> Work required:
Reproduce the records that follow in full, excluding any picture they contain.

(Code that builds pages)
○ ○ ○

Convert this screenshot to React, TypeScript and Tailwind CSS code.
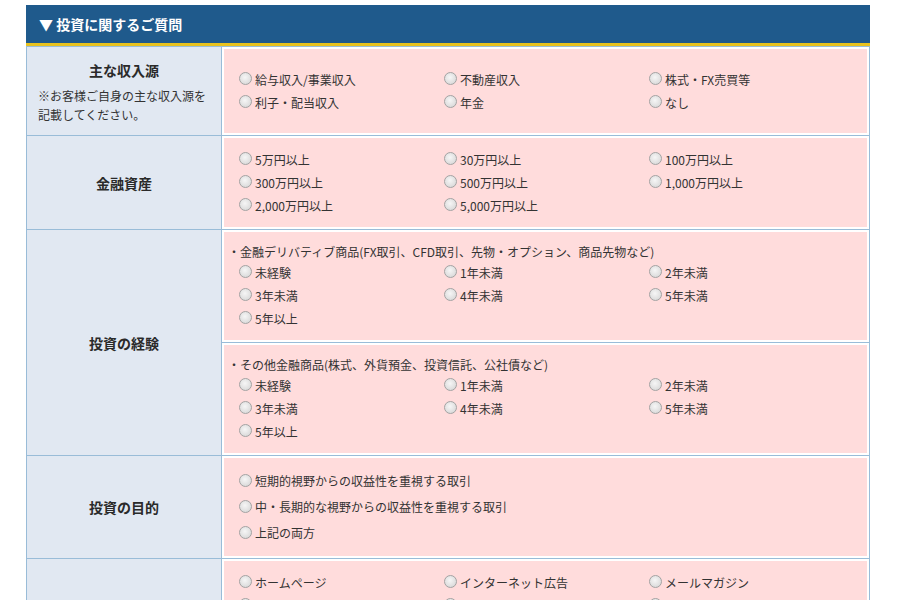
import React from "react";

type Group = { heading?: string; options: string[]; cols: number; lineH?: string };

type Section = {
  label: string;
  note?: string[];
  groups: Group[];
};

const sections: Section[] = [
  {
    label: "主な収入源",
    note: ["※お客様ご自身の主な収入源を", "記載してください。"],
    groups: [
      {
        cols: 3,
        options: ["給与収入/事業収入", "不動産収入", "株式・FX売買等", "利子・配当収入", "年金", "なし"],
      },
    ],
  },
  {
    label: "金融資産",
    groups: [
      {
        cols: 3,
        options: [
          "5万円以上",
          "30万円以上",
          "100万円以上",
          "300万円以上",
          "500万円以上",
          "1,000万円以上",
          "2,000万円以上",
          "5,000万円以上",
        ],
      },
    ],
  },
  {
    label: "投資の経験",
    groups: [
      {
        heading: "・金融デリバティブ商品(FX取引、CFD取引、先物・オプション、商品先物など)",
        cols: 3,
        options: ["未経験", "1年未満", "2年未満", "3年未満", "4年未満", "5年未満", "5年以上"],
      },
      {
        heading: "・その他金融商品(株式、外貨預金、投資信託、公社債など)",
        cols: 3,
        options: ["未経験", "1年未満", "2年未満", "3年未満", "4年未満", "5年未満", "5年以上"],
      },
    ],
  },
  {
    label: "投資の目的",
    groups: [
      {
        cols: 1,
        lineH: "h-[26px]",
        options: ["短期的視野からの収益性を重視する取引", "中・長期的な視野からの収益性を重視する取引", "上記の両方"],
      },
    ],
  },
  {
    label: "口座開設の動機",
    groups: [
      {
        cols: 3,
        options: ["ホームページ", "インターネット広告", "メールマガジン", "雑誌・新聞", "セミナー", "知人の紹介", "その他"],
      },
    ],
  },
];

const Radio = () => (
  <span className="mr-[3px] inline-block h-[13px] w-[13px] shrink-0 -translate-y-[1px] rounded-full border border-[#a3a3a3] bg-[radial-gradient(circle_at_45%_40%,#f6f6f6,#d2d2d2)]" />
);

const Option = ({ text, wide, h }: { text: string; wide: boolean; h?: string }) => (
  <label className={`flex ${h ?? "h-[23px]"} items-center ${wide ? "w-[600px]" : "w-[205px]"}`}>
    <Radio />
    <span className="whitespace-nowrap">{text}</span>
  </label>
);

const GroupCell = ({ group, first }: { group: Group; first: boolean }) => (
  <div className={`flex flex-1 p-[2px] ${first ? "" : "border-t border-[#99bcd8]"}`}>
    <div className="flex flex-1 flex-col justify-center bg-[#ffdcdc] py-[10px]">
      {group.heading && <div className="h-[19px] pl-[4px] leading-[19px] whitespace-nowrap">{group.heading}</div>}
      <div className="flex flex-wrap pl-[15px]">
        {group.options.map((o, i) => (
          <Option key={i} text={o} wide={group.cols === 1} h={group.lineH} />
        ))}
      </div>
    </div>
  </div>
);

export default function App() {
  return (
    <div
      className="min-h-[600px] bg-white pt-[5px] text-[12px] text-[#333]"
      style={{ fontFamily: '"Noto Sans CJK JP", "Noto Sans", sans-serif' }}
    >
      <div className="ml-[26px] w-[844px]">
        <div className="flex h-[41px] items-center border-b-[3px] border-[#e8c21e] bg-[#1f5a8c] pl-[13px] text-[14px] font-bold text-white">
          ▼ 投資に関するご質問
        </div>
        <div className="border-x border-b border-t border-[#99bcd8]">
          {sections.map((s, i) => (
            <div key={i} className={`flex ${i > 0 ? "border-t border-[#99bcd8]" : ""}`}>
              <div className="flex w-[195px] shrink-0 flex-col items-center justify-center border-r border-[#99bcd8] bg-[#e1e8f2] py-[11px]">
                <div className="h-[24px] text-[14px] leading-[24px] font-bold text-[#2a2a2a]">{s.label}</div>
                {s.note && (
                  <div className="mt-[4px] w-full pl-[11px] leading-[19px]">
                    {s.note.map((n, j) => (
                      <div key={j}>{n}</div>
                    ))}
                  </div>
                )}
              </div>
              <div className="flex flex-1 flex-col">
                {s.groups.map((g, j) => (
                  <GroupCell key={j} group={g} first={j === 0} />
                ))}
              </div>
            </div>
          ))}
        </div>
      </div>
    </div>
  );
}
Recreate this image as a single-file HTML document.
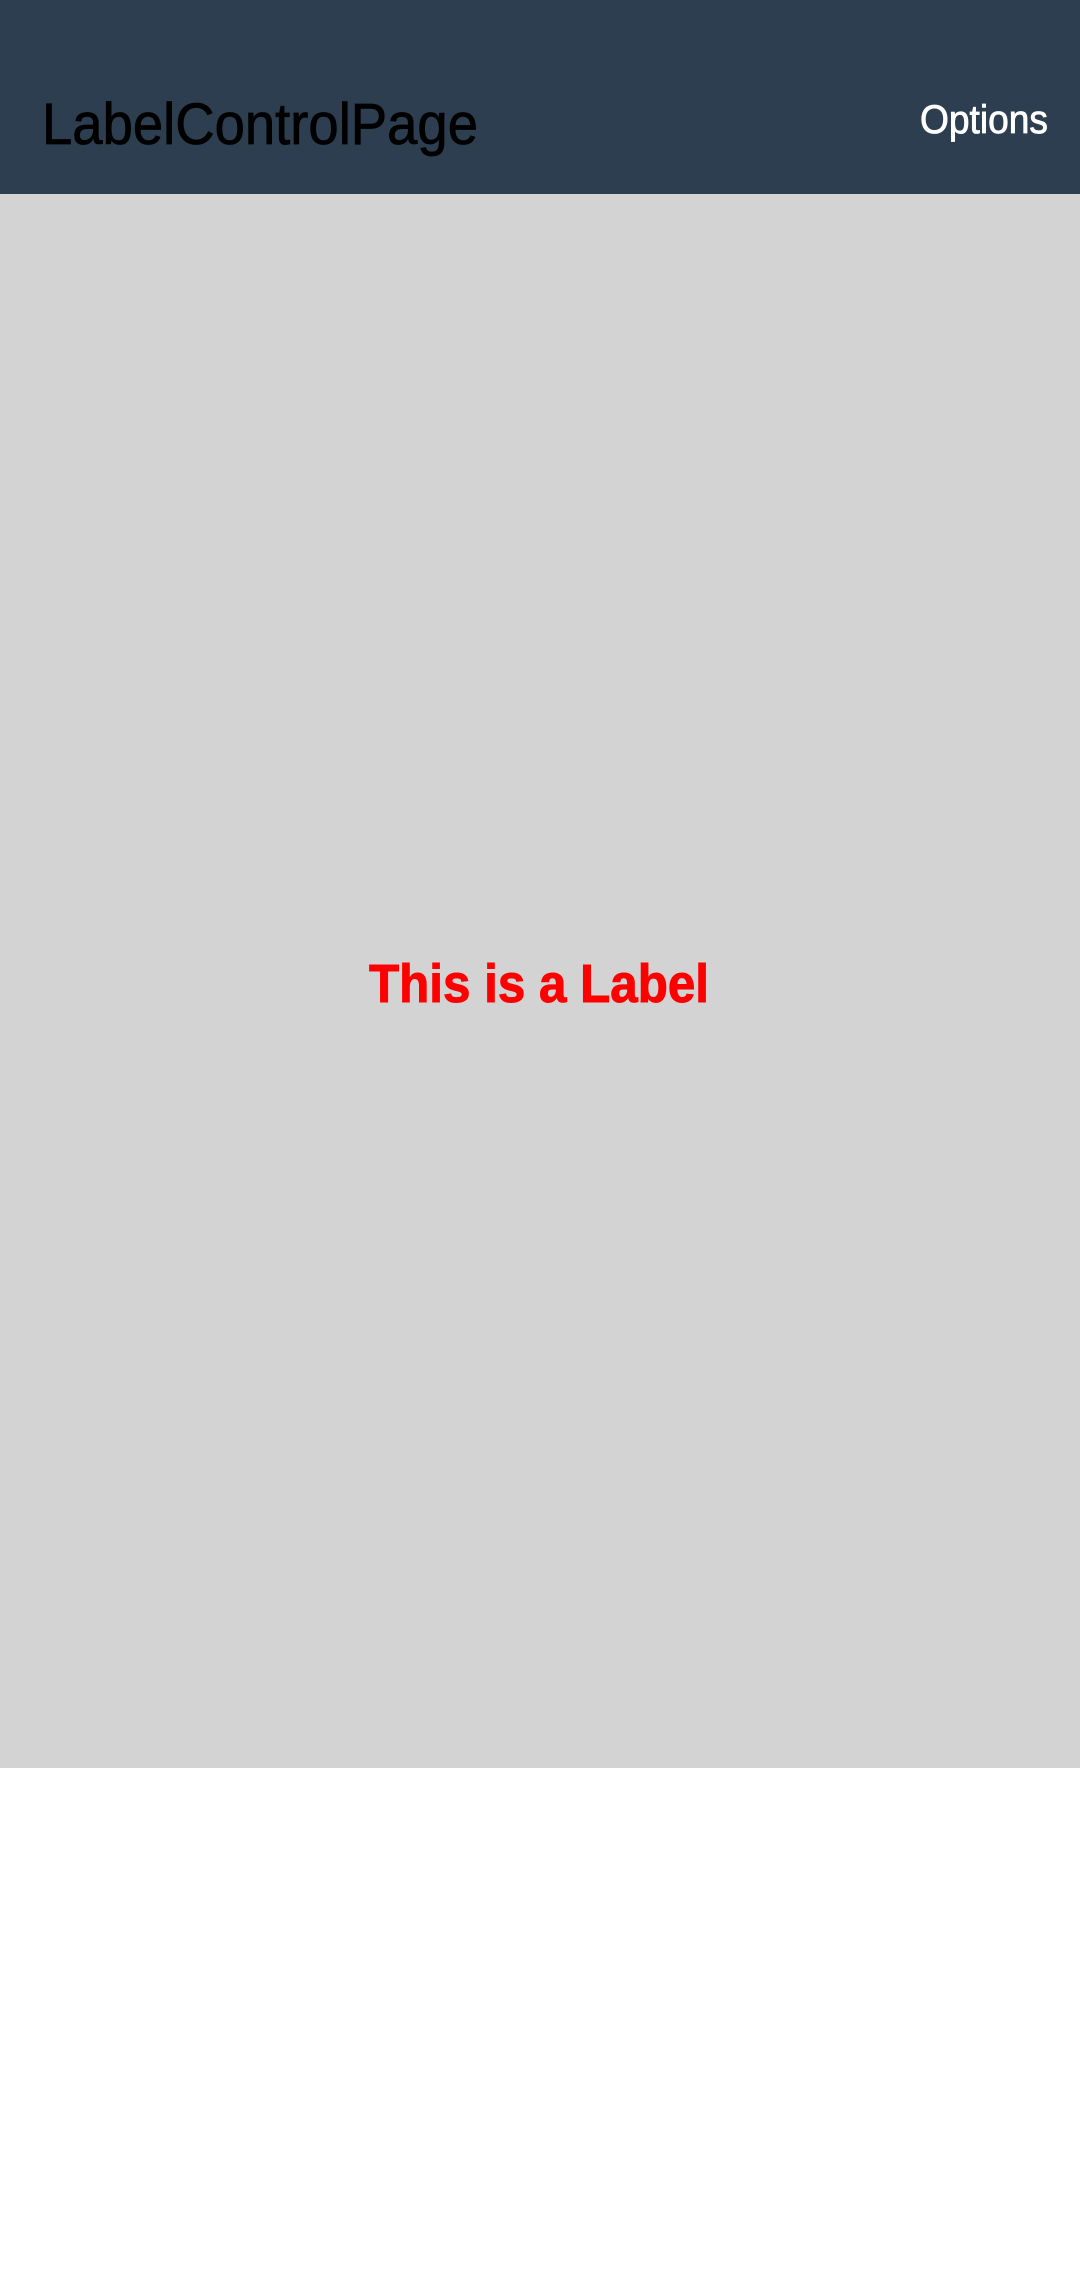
<!DOCTYPE html>
<html><head><meta charset="utf-8"><style>
html,body{margin:0;padding:0;width:1080px;height:2289px;background:#fff;overflow:hidden}
svg{display:block}
</style></head><body>
<svg width="1080" height="2289" xmlns="http://www.w3.org/2000/svg">
<rect x="0" y="0" width="1080" height="194" fill="#2c3e50"/>
<rect x="0" y="194" width="1080" height="1574" fill="#d3d3d3"/>
<text x="42" y="144" font-family="Liberation Sans, sans-serif" font-size="58" fill="#000" stroke="#000" stroke-width="0.8" textLength="436" lengthAdjust="spacingAndGlyphs">LabelControlPage</text>
<text x="920" y="133" font-family="Liberation Sans, sans-serif" font-size="40" fill="#fff" stroke="#fff" stroke-width="0.8" textLength="128" lengthAdjust="spacingAndGlyphs">Options</text>
<text x="369" y="1002" font-family="Liberation Sans, sans-serif" font-weight="bold" font-size="54" fill="#ff0000" stroke="#ff0000" stroke-width="1" textLength="340" lengthAdjust="spacingAndGlyphs">This is a Label</text>
</svg>
</body></html>
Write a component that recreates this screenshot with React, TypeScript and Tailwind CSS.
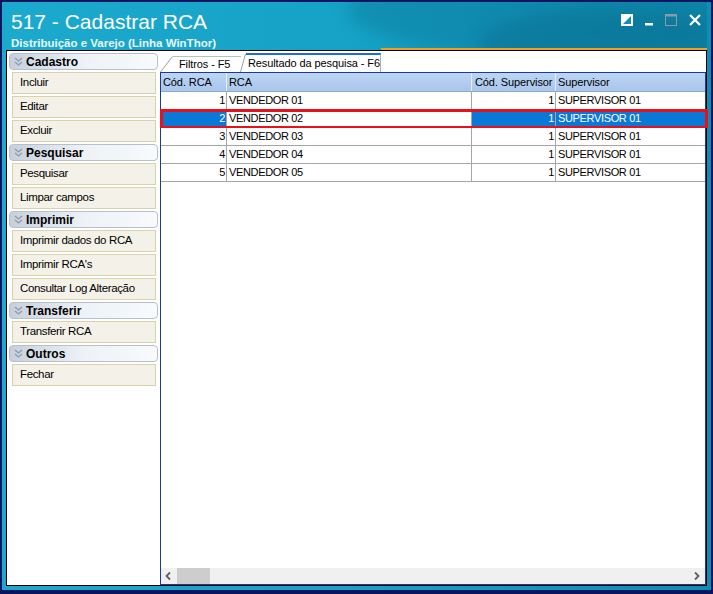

○ ○ ○

> Exercise solution:
Convert this screenshot to React, TypeScript and Tailwind CSS code.
import React from "react";

type Group = { heading?: string; options: string[]; cols: number; lineH?: string };

type Section = {
  label: string;
  note?: string[];
  groups: Group[];
};

const sections: Section[] = [
  {
    label: "主な収入源",
    note: ["※お客様ご自身の主な収入源を", "記載してください。"],
    groups: [
      {
        cols: 3,
        options: ["給与収入/事業収入", "不動産収入", "株式・FX売買等", "利子・配当収入", "年金", "なし"],
      },
    ],
  },
  {
    label: "金融資産",
    groups: [
      {
        cols: 3,
        options: [
          "5万円以上",
          "30万円以上",
          "100万円以上",
          "300万円以上",
          "500万円以上",
          "1,000万円以上",
          "2,000万円以上",
          "5,000万円以上",
        ],
      },
    ],
  },
  {
    label: "投資の経験",
    groups: [
      {
        heading: "・金融デリバティブ商品(FX取引、CFD取引、先物・オプション、商品先物など)",
        cols: 3,
        options: ["未経験", "1年未満", "2年未満", "3年未満", "4年未満", "5年未満", "5年以上"],
      },
      {
        heading: "・その他金融商品(株式、外貨預金、投資信託、公社債など)",
        cols: 3,
        options: ["未経験", "1年未満", "2年未満", "3年未満", "4年未満", "5年未満", "5年以上"],
      },
    ],
  },
  {
    label: "投資の目的",
    groups: [
      {
        cols: 1,
        lineH: "h-[26px]",
        options: ["短期的視野からの収益性を重視する取引", "中・長期的な視野からの収益性を重視する取引", "上記の両方"],
      },
    ],
  },
  {
    label: "口座開設の動機",
    groups: [
      {
        cols: 3,
        options: ["ホームページ", "インターネット広告", "メールマガジン", "雑誌・新聞", "セミナー", "知人の紹介", "その他"],
      },
    ],
  },
];

const Radio = () => (
  <span className="mr-[3px] inline-block h-[13px] w-[13px] shrink-0 -translate-y-[1px] rounded-full border border-[#a3a3a3] bg-[radial-gradient(circle_at_45%_40%,#f6f6f6,#d2d2d2)]" />
);

const Option = ({ text, wide, h }: { text: string; wide: boolean; h?: string }) => (
  <label className={`flex ${h ?? "h-[23px]"} items-center ${wide ? "w-[600px]" : "w-[205px]"}`}>
    <Radio />
    <span className="whitespace-nowrap">{text}</span>
  </label>
);

const GroupCell = ({ group, first }: { group: Group; first: boolean }) => (
  <div className={`flex flex-1 p-[2px] ${first ? "" : "border-t border-[#99bcd8]"}`}>
    <div className="flex flex-1 flex-col justify-center bg-[#ffdcdc] py-[10px]">
      {group.heading && <div className="h-[19px] pl-[4px] leading-[19px] whitespace-nowrap">{group.heading}</div>}
      <div className="flex flex-wrap pl-[15px]">
        {group.options.map((o, i) => (
          <Option key={i} text={o} wide={group.cols === 1} h={group.lineH} />
        ))}
      </div>
    </div>
  </div>
);

export default function App() {
  return (
    <div
      className="min-h-[600px] bg-white pt-[5px] text-[12px] text-[#333]"
      style={{ fontFamily: '"Noto Sans CJK JP", "Noto Sans", sans-serif' }}
    >
      <div className="ml-[26px] w-[844px]">
        <div className="flex h-[41px] items-center border-b-[3px] border-[#e8c21e] bg-[#1f5a8c] pl-[13px] text-[14px] font-bold text-white">
          ▼ 投資に関するご質問
        </div>
        <div className="border-x border-b border-t border-[#99bcd8]">
          {sections.map((s, i) => (
            <div key={i} className={`flex ${i > 0 ? "border-t border-[#99bcd8]" : ""}`}>
              <div className="flex w-[195px] shrink-0 flex-col items-center justify-center border-r border-[#99bcd8] bg-[#e1e8f2] py-[11px]">
                <div className="h-[24px] text-[14px] leading-[24px] font-bold text-[#2a2a2a]">{s.label}</div>
                {s.note && (
                  <div className="mt-[4px] w-full pl-[11px] leading-[19px]">
                    {s.note.map((n, j) => (
                      <div key={j}>{n}</div>
                    ))}
                  </div>
                )}
              </div>
              <div className="flex flex-1 flex-col">
                {s.groups.map((g, j) => (
                  <GroupCell key={j} group={g} first={j === 0} />
                ))}
              </div>
            </div>
          ))}
        </div>
      </div>
    </div>
  );
}
Recreate this image as a single-file HTML document.
<!DOCTYPE html>
<html><head><meta charset="utf-8"><style>
html,body{margin:0;padding:0;width:1080px;height:2289px;background:#fff;overflow:hidden}
svg{display:block}
</style></head><body>
<svg width="1080" height="2289" xmlns="http://www.w3.org/2000/svg">
<rect x="0" y="0" width="1080" height="194" fill="#2c3e50"/>
<rect x="0" y="194" width="1080" height="1574" fill="#d3d3d3"/>
<text x="42" y="144" font-family="Liberation Sans, sans-serif" font-size="58" fill="#000" stroke="#000" stroke-width="0.8" textLength="436" lengthAdjust="spacingAndGlyphs">LabelControlPage</text>
<text x="920" y="133" font-family="Liberation Sans, sans-serif" font-size="40" fill="#fff" stroke="#fff" stroke-width="0.8" textLength="128" lengthAdjust="spacingAndGlyphs">Options</text>
<text x="369" y="1002" font-family="Liberation Sans, sans-serif" font-weight="bold" font-size="54" fill="#ff0000" stroke="#ff0000" stroke-width="1" textLength="340" lengthAdjust="spacingAndGlyphs">This is a Label</text>
</svg>
</body></html>
Write a component that recreates this screenshot with React, TypeScript and Tailwind CSS.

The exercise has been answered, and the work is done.